#### [Challenge]
The line containing "The picture is" marks the start; return it and every line after it in the listing below, exactly, through the last.

*** Information supplied

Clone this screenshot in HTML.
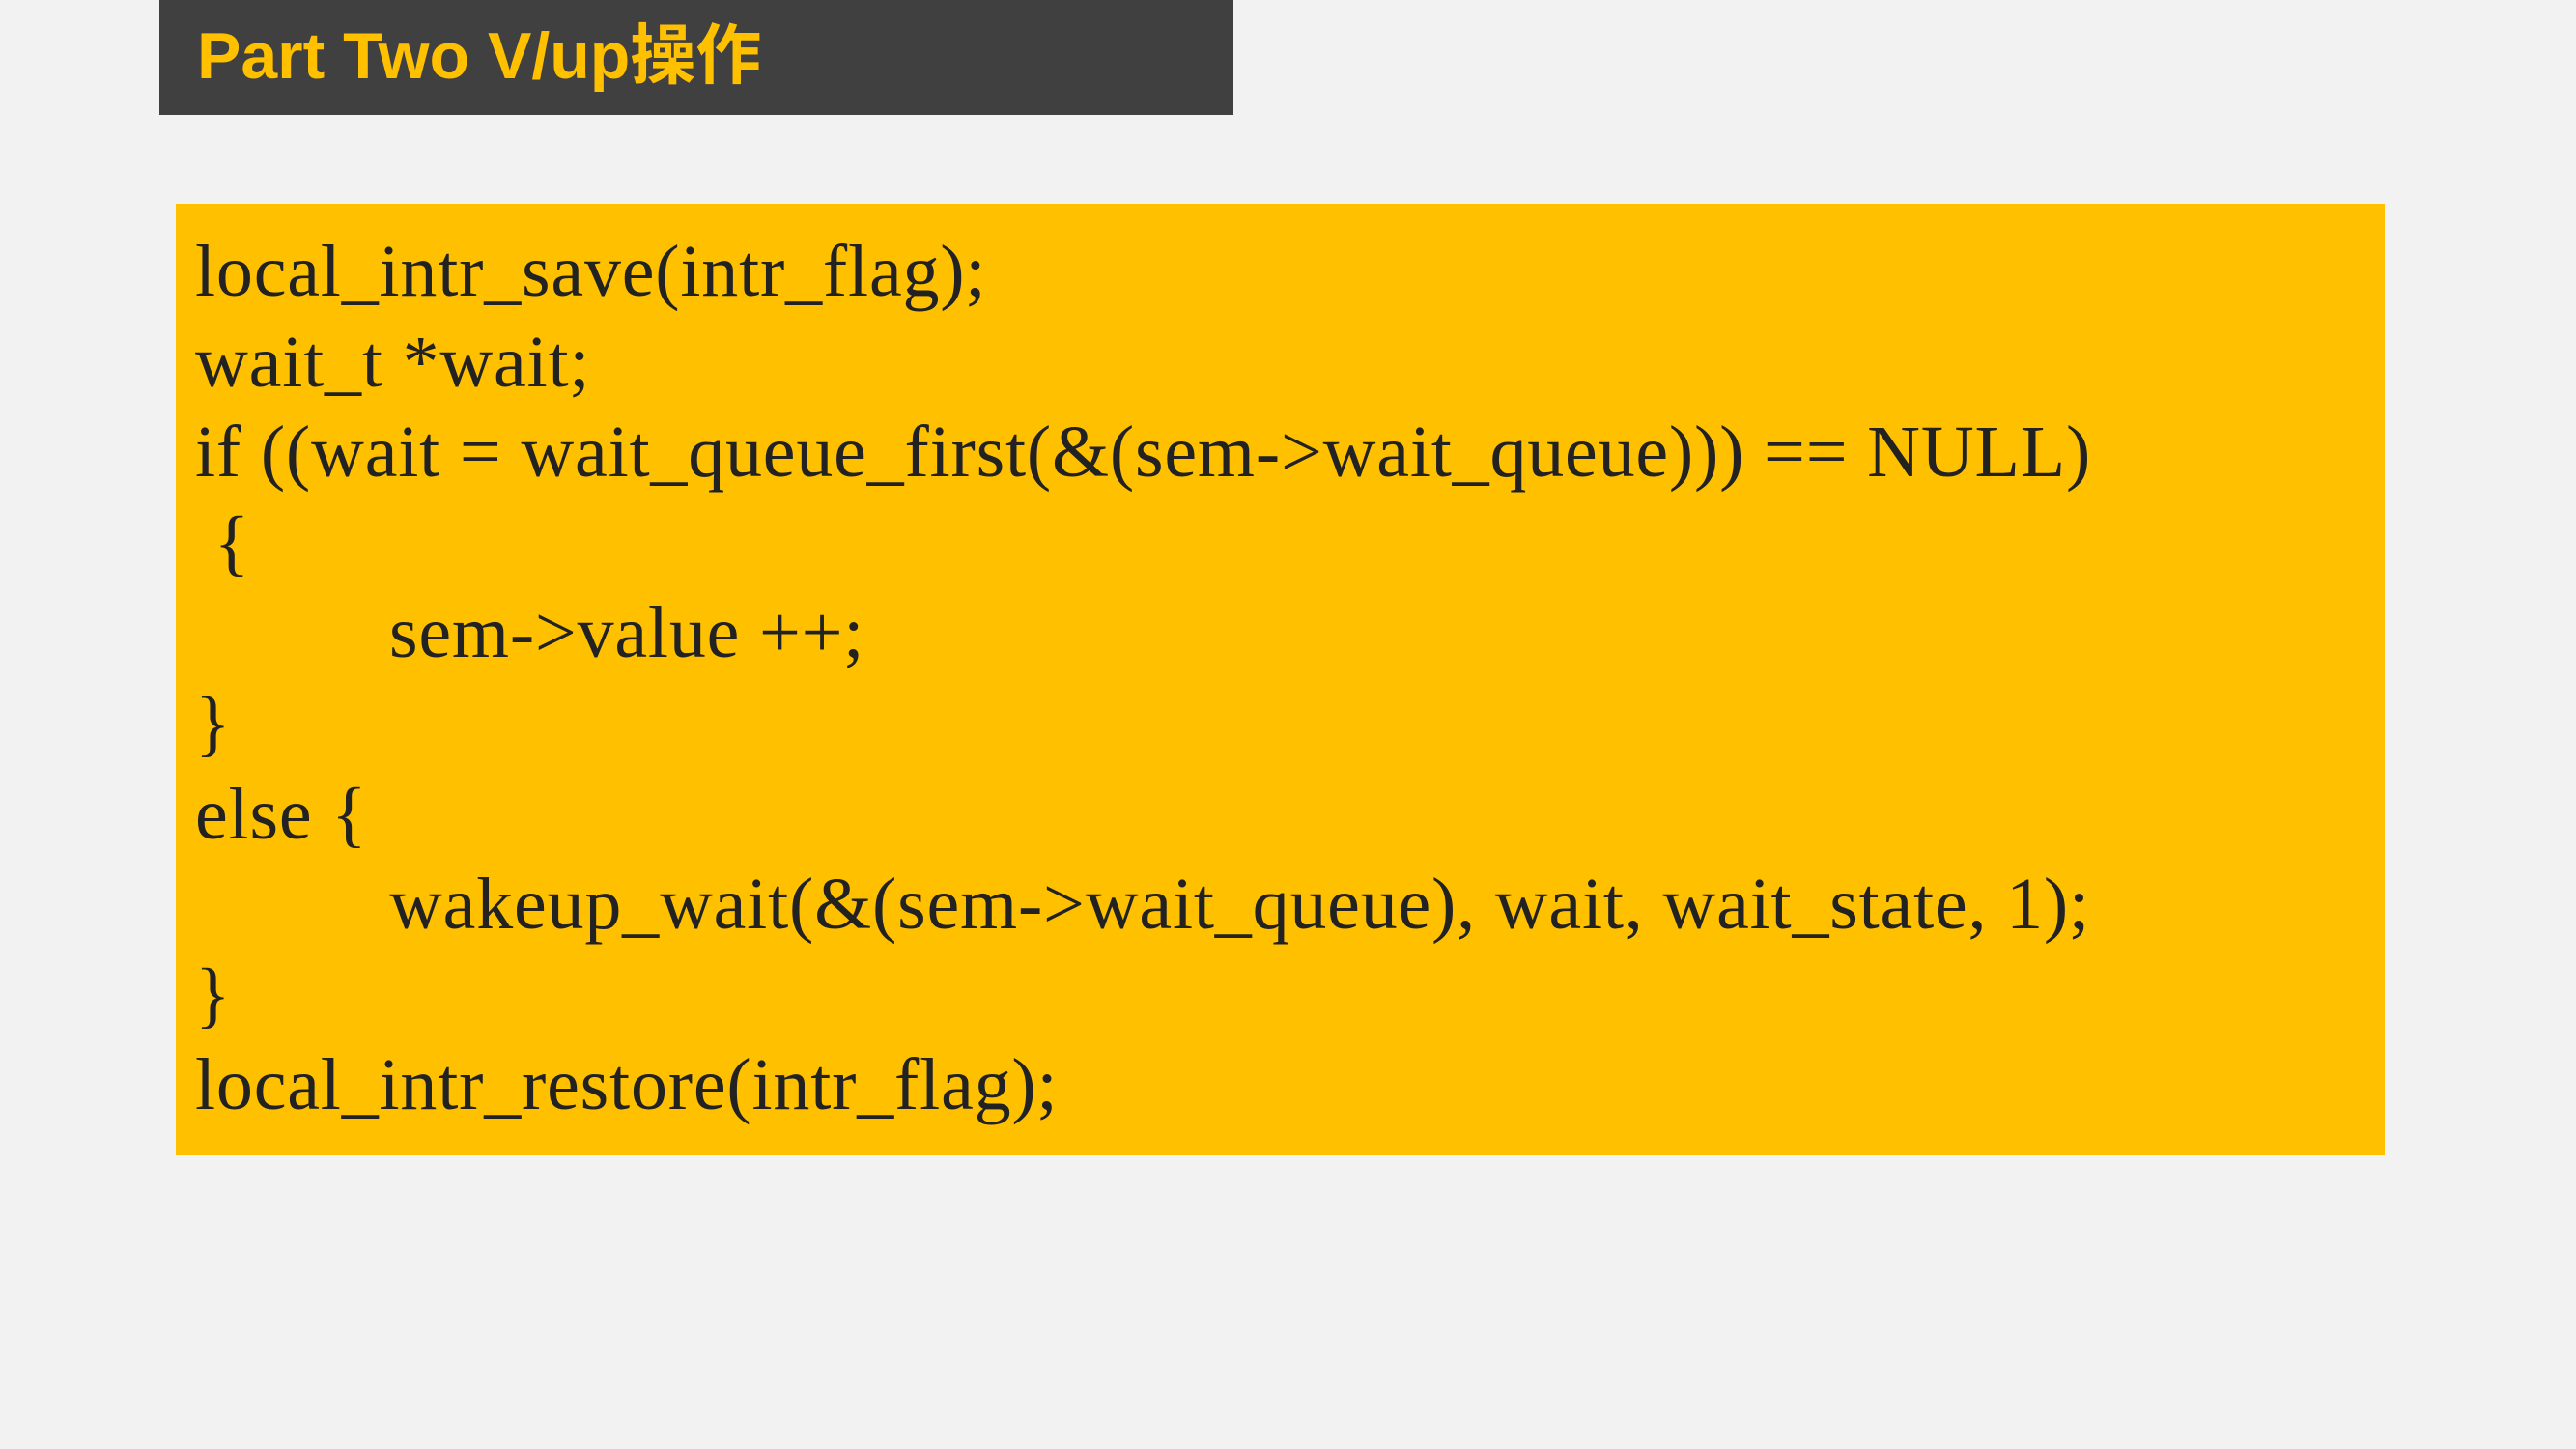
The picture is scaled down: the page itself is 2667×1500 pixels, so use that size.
<!DOCTYPE html>
<html><head><meta charset="utf-8"><style>
body{margin:0;width:2667px;height:1500px;background:#f2f2f2;position:relative;overflow:hidden}
.hd{position:absolute;left:165px;top:0;width:1112px;height:119px;background:#404040}
.t{position:absolute;left:204px;top:0;line-height:1;font:bold 68px "Liberation Sans","Noto Sans CJK SC",sans-serif;color:#ffc000;white-space:nowrap}
.bx{position:absolute;left:182px;top:211px;width:2287px;height:985px;background:#ffc000}
.l{position:absolute;left:202px;font:76px "Liberation Serif",serif;color:#222;white-space:pre;line-height:1;letter-spacing:0.8px}
</style></head><body>
<div class="hd"></div>
<div class="t" style="top:2px">Part Two V/up操作</div>
<div class="bx"></div>
<div class="l" style="top:243px">local_intr_save(intr_flag);</div>
<div class="l" style="top:337px">wait_t *wait;</div>
<div class="l" style="top:430px">if ((wait = wait_queue_first(&amp;(sem-&gt;wait_queue))) == NULL)</div>
<div class="l" style="top:524px"> {</div>
<div class="l" style="top:617px;left:403px">sem-&gt;value ++;</div>
<div class="l" style="top:711px">}</div>
<div class="l" style="top:805px">else {</div>
<div class="l" style="top:898px;left:403px">wakeup_wait(&amp;(sem-&gt;wait_queue), wait, wait_state, 1);</div>
<div class="l" style="top:992px">}</div>
<div class="l" style="top:1085px">local_intr_restore(intr_flag);</div>
</body></html>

******

#### [Worked answer]
The picture is scaled down: the page itself is 2667×1500 pixels, so use that size.
<!DOCTYPE html>
<html><head><meta charset="utf-8"><style>
body{margin:0;width:2667px;height:1500px;background:#f2f2f2;position:relative;overflow:hidden}
.hd{position:absolute;left:165px;top:0;width:1112px;height:119px;background:#404040}
.t{position:absolute;left:204px;top:0;line-height:1;font:bold 68px "Liberation Sans","Noto Sans CJK SC",sans-serif;color:#ffc000;white-space:nowrap}
.bx{position:absolute;left:182px;top:211px;width:2287px;height:985px;background:#ffc000}
.l{position:absolute;left:202px;font:76px "Liberation Serif",serif;color:#222;white-space:pre;line-height:1;letter-spacing:0.8px}
</style></head><body>
<div class="hd"></div>
<div class="t" style="top:2px">Part Two V/up操作</div>
<div class="bx"></div>
<div class="l" style="top:243px">local_intr_save(intr_flag);</div>
<div class="l" style="top:337px">wait_t *wait;</div>
<div class="l" style="top:430px">if ((wait = wait_queue_first(&amp;(sem-&gt;wait_queue))) == NULL)</div>
<div class="l" style="top:524px"> {</div>
<div class="l" style="top:617px;left:403px">sem-&gt;value ++;</div>
<div class="l" style="top:711px">}</div>
<div class="l" style="top:805px">else {</div>
<div class="l" style="top:898px;left:403px">wakeup_wait(&amp;(sem-&gt;wait_queue), wait, wait_state, 1);</div>
<div class="l" style="top:992px">}</div>
<div class="l" style="top:1085px">local_intr_restore(intr_flag);</div>
</body></html>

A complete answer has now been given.